Эта же мысль проявилась и в воспитании. Когда Наталья Васильевна отчитывала их восьмилетнего сына Никиту за склонность к преувеличениям и фантазиям, Толстой неожиданно вступился за мальчика: «Это не беда, что «заливает», ибо в этом проявляется первоначальная склонность к сочинительству — без фантазии нельзя. А вот если вранье ради выгоды, за это — драть!».

Страсть к театру и лицедейству

Экстравагантность писателя проявлялась в самых разных ситуациях. С юности он обожал театр и даже сам играл в постановке своей пьесы «Касатка». Эта страсть не угасла с годами. В 1930-е годы, во время репетиций балета «Эсмеральда» в Ленинграде, он в шутливой, но настойчивой форме обратился к приятельнице, балерине Татьяне Вечесловой: «Татьяна, будет невероятным свинством, если мне не дадут участвовать в этом спектакле. Возьми меня хоть на роль козы!». На её недоумение он пояснил, что Эсмеральда немыслима без этого животного, ссылаясь на спектакли Большого театра. За этой шуткой скрывалась его неподдельная страсть к лицедейству и перевоплощению.

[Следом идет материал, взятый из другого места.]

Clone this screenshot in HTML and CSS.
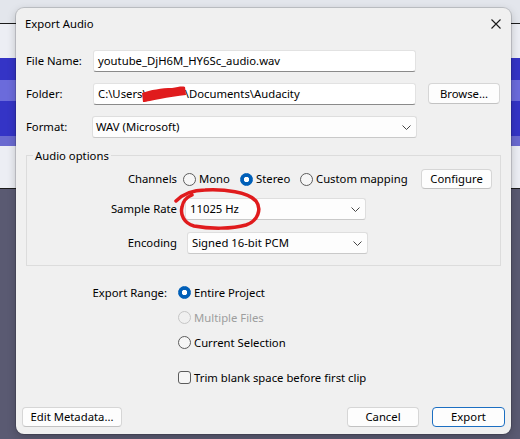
FILE: index.html
```html
<!DOCTYPE html>
<html>
<head>
<meta charset="utf-8">
<title>Export Audio</title>
<link rel="stylesheet" href="styles.css">
</head>
<body>
<div class="desk">
  <div class="dialog">
    <div class="titlebar">
      <span class="title">Export Audio</span>
      <svg class="close" width="10" height="10" viewBox="0 0 10 10"><path d="M0.5 0.5L9.5 9.5M9.5 0.5L0.5 9.5" stroke="#1a1a1a" stroke-width="1.1" fill="none"/></svg>
    </div>

    <div class="top">
      <div class="frow">
        <span class="flabel">File Name:</span>
        <div class="edit">youtube_DjH6M_HY6Sc_audio.wav</div>
      </div>
      <div class="frow">
        <span class="flabel">Folder:</span>
        <div class="edit">C:\Users\<span class="user"></span>\Documents\Audacity</div>
        <div class="btn browse">Browse...</div>
      </div>
      <div class="frow">
        <span class="flabel">Format:</span>
        <div class="combo fmt"><span class="ctext">WAV (Microsoft)</span><svg class="chev" width="9" height="5" viewBox="0 0 9 5"><path d="M0.5 0.5L4.5 4.5L8.5 0.5" stroke="#444" stroke-width="1" fill="none"/></svg></div>
      </div>
    </div>

    <div class="group">
      <div class="legend">Audio options</div>
      <div class="grow channels">
        <span class="glabel">Channels</span>
        <span class="opt mono"><span class="radio"></span>Mono</span>
        <span class="opt stereo"><span class="radio on"></span>Stereo</span>
        <span class="opt custom"><span class="radio"></span>Custom mapping</span>
        <div class="btn configure">Configure</div>
      </div>
      <div class="grow srate">
        <span class="glabel">Sample Rate</span>
        <div class="combo sr"><span class="ctext">11025 Hz</span><svg class="chev" width="9" height="5" viewBox="0 0 9 5"><path d="M0.5 0.5L4.5 4.5L8.5 0.5" stroke="#444" stroke-width="1" fill="none"/></svg></div>
      </div>
      <div class="grow enc">
        <span class="glabel">Encoding</span>
        <div class="combo en"><span class="ctext">Signed 16-bit PCM</span><svg class="chev" width="9" height="5" viewBox="0 0 9 5"><path d="M0.5 0.5L4.5 4.5L8.5 0.5" stroke="#444" stroke-width="1" fill="none"/></svg></div>
      </div>
    </div>

    <div class="range">
      <div class="rrow"><span class="rlabel">Export Range:</span><span class="radio on"></span><span>Entire Project</span></div>
      <div class="rrow disabled"><span class="rlabel"></span><span class="radio dis"></span><span>Multiple Files</span></div>
      <div class="rrow"><span class="rlabel"></span><span class="radio"></span><span>Current Selection</span></div>
      <div class="rrow checkrow"><span class="rlabel"></span><span class="checkbox"></span><span>Trim blank space before first clip</span></div>
    </div>

    <div class="footer">
      <div class="btn meta">Edit Metadata...</div>
      <div class="spacer"></div>
      <div class="btn cancel">Cancel</div>
      <div class="btn export">Export</div>
    </div>
  </div>

  <svg class="marks" width="520" height="439" viewBox="0 0 520 439">
    <path d="M142,93 C150,90 162,88 172,88 C178,87 182,86 185,87 L186,95 C178,96 168,97 160,99 C152,100 147,102 143,102 Z" fill="#e01b1d"/>
    <path d="M176,201 C183,194 193,190 205,190 C225,189 248,192 256,201 C262,209 258,221 246,225 C232,229 210,229 194,226 C184,223 180,215 182,207 C183,201 187,197 192,195" stroke="#e01b1d" stroke-width="3.5" fill="none" stroke-linecap="round" stroke-linejoin="round"/>
  </svg>
</div>
</body>
</html>
```

FILE: styles.css
```css
html, body {
  margin: 0;
  padding: 0;
}

body {
  width: 520px;
  height: 439px;
  overflow: hidden;
  font-family: "Noto Sans", "Segoe UI", "Liberation Sans", sans-serif;
  font-size: 11.3px;
  line-height: 16px;
  color: #000;
  background: linear-gradient(to bottom,
    #e3e6ec 0 23px,
    #1b1b1b 23px 24px,
    #eceef4 24px 58px,
    #3434c6 58px 80px,
    #6b6bdb 80px 101px,
    #3434c6 101px 136px,
    #6a6ad0 136px 146px,
    #eceef4 146px 188px,
    #1b1b1b 188px 189px,
    #5a5a72 189px 439px);
}

.desk {
  position: relative;
  width: 520px;
  height: 439px;
  box-sizing: border-box;
  padding: 8px 0 0 16px;
}

.dialog {
  width: 495px;
  height: 426px;
  box-sizing: border-box;
  background: #f0f0f0;
  border-radius: 8px;
  box-shadow: 0 0 0 1px rgba(0, 0, 0, 0.14), 0 3px 10px rgba(0, 0, 0, 0.22);
  display: flex;
  flex-direction: column;
}

.titlebar {
  height: 31px;
  display: flex;
  align-items: center;
  padding: 0 10px 0 9px;
}

.title {
  flex: 1;
}

.close {
  display: block;
}

.top {
  padding: 11px 0 0 10px;
  display: flex;
  flex-direction: column;
  gap: 11px;
}

.frow {
  display: flex;
  align-items: center;
  height: 22px;
}

.flabel {
  width: 67px;
  flex: none;
}

.edit {
  width: 323px;
  height: 22px;
  box-sizing: border-box;
  background: #fff;
  border: 1px solid #e2e2e2;
  border-bottom-color: #8a8a8a;
  border-radius: 3px;
  padding: 0 0 0 4px;
  display: flex;
  align-items: center;
  white-space: nowrap;
  overflow: hidden;
  flex: none;
}

.user {
  display: inline-block;
  width: 38px;
  flex: none;
}

.btn {
  box-sizing: border-box;
  height: 20px;
  background: #fdfdfd;
  border: 1px solid #d6d6d6;
  border-bottom-color: #c2c2c2;
  border-radius: 4px;
  display: flex;
  align-items: center;
  justify-content: center;
  white-space: nowrap;
  flex: none;
}

.browse {
  width: 72px;
  height: 21px;
  margin-left: 12px;
  align-self: flex-start;
}

.combo {
  height: 22px;
  box-sizing: border-box;
  background: #fdfdfd;
  border: 1px solid #dedede;
  border-bottom-color: #c9c9c9;
  border-radius: 3px;
  display: flex;
  align-items: center;
  padding: 0 5px 0 4px;
  flex: none;
}

.ctext {
  flex: 1;
  white-space: nowrap;
}

.chev {
  display: block;
  flex: none;
}

.fmt {
  width: 325px;
  margin-left: -1px;
  padding-left: 3px;
}

.group {
  margin: 17px 10px 0 10px;
  border: 1px solid #dcdcdc;
  padding-bottom: 11px;
}

.legend {
  width: max-content;
  margin: -8px 0 0 6px;
  padding: 0 2px;
  background: #f0f0f0;
}

.grow {
  display: flex;
  align-items: center;
}

.glabel {
  width: 150px;
  text-align: right;
  flex: none;
  white-space: nowrap;
}

.channels {
  height: 20px;
  margin-top: 5px;
}

.opt {
  display: flex;
  align-items: center;
  flex: none;
  white-space: nowrap;
}

.mono {
  width: 57px;
  margin-left: 6px;
}

.stereo {
  width: 60px;
}

.custom {
  width: 121px;
}

.configure {
  width: 71px;
}

.srate {
  height: 22px;
  margin-top: 9px;
}

.sr {
  width: 181px;
  margin-left: 8px;
}

.enc {
  height: 22px;
  margin-top: 12px;
}

.en {
  width: 181px;
  margin-left: 10px;
}

.radio {
  width: 13px;
  height: 13px;
  box-sizing: border-box;
  border-radius: 50%;
  border: 1px solid #5c5c5c;
  background: #f6f6f6;
  margin-right: 3px;
  flex: none;
}

.radio.on {
  border-color: #005fb8;
  background: radial-gradient(circle, #ffffff 0 2.4px, #005fb8 3px);
}

.radio.dis {
  border-color: #c6c6c6;
  background: #f0f0f0;
}

.checkbox {
  width: 13px;
  height: 13px;
  box-sizing: border-box;
  border-radius: 3px;
  border: 1px solid #5c5c5c;
  background: #f6f6f6;
  margin-right: 3px;
  flex: none;
}

.range {
  margin-top: 14px;
}

.rrow {
  display: flex;
  align-items: center;
  height: 25px;
  white-space: nowrap;
}

.rlabel {
  width: 151px;
  margin-right: 11px;
  text-align: right;
  flex: none;
}

.disabled {
  color: #9e9e9e;
}

.checkrow {
  margin-top: 10px;
}

.footer {
  margin-top: auto;
  padding: 0 6px 7px 6px;
  display: flex;
  align-items: center;
}

.spacer {
  flex: 1;
}

.meta {
  width: 100px;
}

.cancel {
  width: 72px;
}

.export {
  width: 73px;
  margin-left: 13px;
  border-color: #1c6fc2;
}

.marks {
  position: absolute;
  left: 0;
  top: 0;
  pointer-events: none;
}
```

Толстой, вслед за Константином Станиславским, считал, что актёр должен глубоко вживаться в роль, искать ту самую «изюминку», которая делает игру убедительной. Важность этого принципа он однажды прочувствовал на собственном опыте.

Вхождение в образ

Осенью 1916 года в московском театре «Эрмитаж» репетировали его пьесу «Касатка». Роль тетушки исполняла опытная актриса Мария Блюменталь-Тамарина (в будущем — народная артистка СССР), но ни автор, ни сама исполнительница не были довольны её работой. Роль не «оживала». Тогда Толстому пришла блестящая идея: познакомить актрису с реальным прототипом её героини — своей любимой тётей, Марией Леонтьевной Тургеневой.

Однако сама мысль о необходимости «войти в образ» сильно смутила и взволновала пожилую женщину. Она начала лихорадочно готовиться к встрече, примеряя старинные наряды и в итоге впав в крайне неестественное, скованное состояние как раз перед приходом гостьи. Видя, что план рушится, Толстой предпринял решительные меры. После знакомства он предложил дамам выпить за знакомство старинной мадеры. Несколько рюмок помогли снять напряжение: женщины раскрепостились, разговорились, прослезились и расцеловались. Это знакомство, устроенное писателем, переросло в долгую дружбу.

Что же касается роли, то после общения с прототипом Блюменталь-Тамарина настолько органично вошла в образ, что он стал одним из её любимых. На премьере, сидя в первом ряду, Мария Леонтьевна громче всех аплодировала, гордясь своим вкладом в успех племянника. Сам Толстой также был более чем доволен — спектакль имел оглушительный успех у публики.